Skewing more modern, the New York premiere of “Variations For Three” – a 2025 Tiler Peck commission to music by Niccolò Paganini – gave Geonhee Park, Younjae Park, and Xavier Xué a similarly well-suited technical vehicle. The choreography moved between synchronized and offset execution of the same vocabulary, arabesques and pas de chats recurring throughout, but the three men found the warmth in it and focused on making the camaraderie in between the technical feats feel genuine rather than performed. Geonhee Park's jumps in particular had arresting ease and elevation.

The evening's first real falter came with the pas de deux from “An American in Paris,” where Audrey Tovar-Dunster and Maximilian Catazaro never quite found the playful charge the piece asks for. Her flirtation seemed that of a young girl just exploring attraction, and his interactions suffered with little to feed off of — a casting question as much as anything else. But they wasted little time proving they are artists worth watching: before intermission, in Brady Farrar's neo-classical “Cerulean Skies,” both were noticeably more relaxed, with lyricism and feeling of the music in full flourish.  The work gave two other couples a chance to shine as well: Delfina Nelson-Todd, Sooha Park, Guzmán, and Younjae Park danced this New York City premiere with budding individuality.

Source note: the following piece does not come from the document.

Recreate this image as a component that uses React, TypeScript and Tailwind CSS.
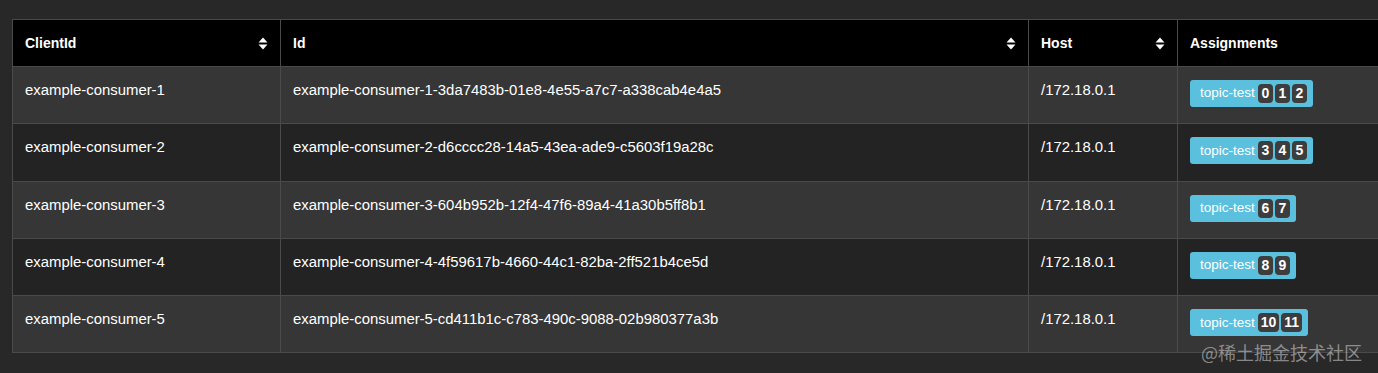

Elijah Geolina and Kayla Mak in Twyla Tharp's "Cornbread." Photo by Emma Zordan

After an intermission, Twyla Tharp’s complex “Cornbread” was a more difficult fit, and the evening’s second stumble rooted in expression. Mak has real physical gifts, but the work asks for something beyond technique. Although she didn’t miss a single mark, the looseness and rhythmic ease the work demands didn’t quite arrive. Geolina was similarly contained, and the piece needed more from both of them in terms of responsiveness to one another and to the music.

“Grand Pas Classique” – the Daniel-François Auber showpiece – seems to be in particular favor with ABT these days, the main company having performed it just last fall at Lincoln Center. Which makes it all the more puzzling that no one has addressed the costumes, which remain tired and unflattering, doing nothing for either dancer. Here, Sooha Park and Geonhee Park brought genuine technical firepower – his jumps were sky high, and both had the turns – but the work may simply have been the wrong pick for them at this stage. Trying to layer on the smiles and the presentation while also executing some of the most demanding steps in the classical vocabulary proved one task too many: her upper body stayed cautious when it needed to open and flow, the height difference between them stood out in this staging, and a wobble on a balance disrupted what should have been a seamless sequence of effects. The academic foundation was solidly there, and in a school context this would have been a strong performance, but this pas de deux doesn't reward effort – it rewards ease, which was absent.

Kayla Mak returned for Kyle Abraham's “The Weeping Willow,” backlit in orange, in a solo built mostly from sharp, disjointed movement. It was another contemporary opportunity for her, and this time she held the stage – expertly navigating sometimes overlayered sequencing in the choreography. It set a good tone for what closed the evening: Alexei Ratmansky's “Bernstein in a Bubble,” a cheerful piece with flashes of the odd timing and physical wit that distinguishes his work – a moment where a dancer is passed from one pair of arms to another had exactly the right lightness. Nelson-Todd and Tovar-Dunster were particularly good in the livelier passages. Sun, Matteo Curley Bynoe, Ptolemy Gidney, Younjae Park, and Xué completed the cast.

If there is one thing that can be said about the current roster at the main company, it is that few have the remarkable physical range that past generations had.  What was on the Joyce stage this evening suggests that is about to change. The pipeline is full, and if ABT is paying attention, with the right nurturing of these dancers, the next few years of promotions could quietly shift what the main company is capable of.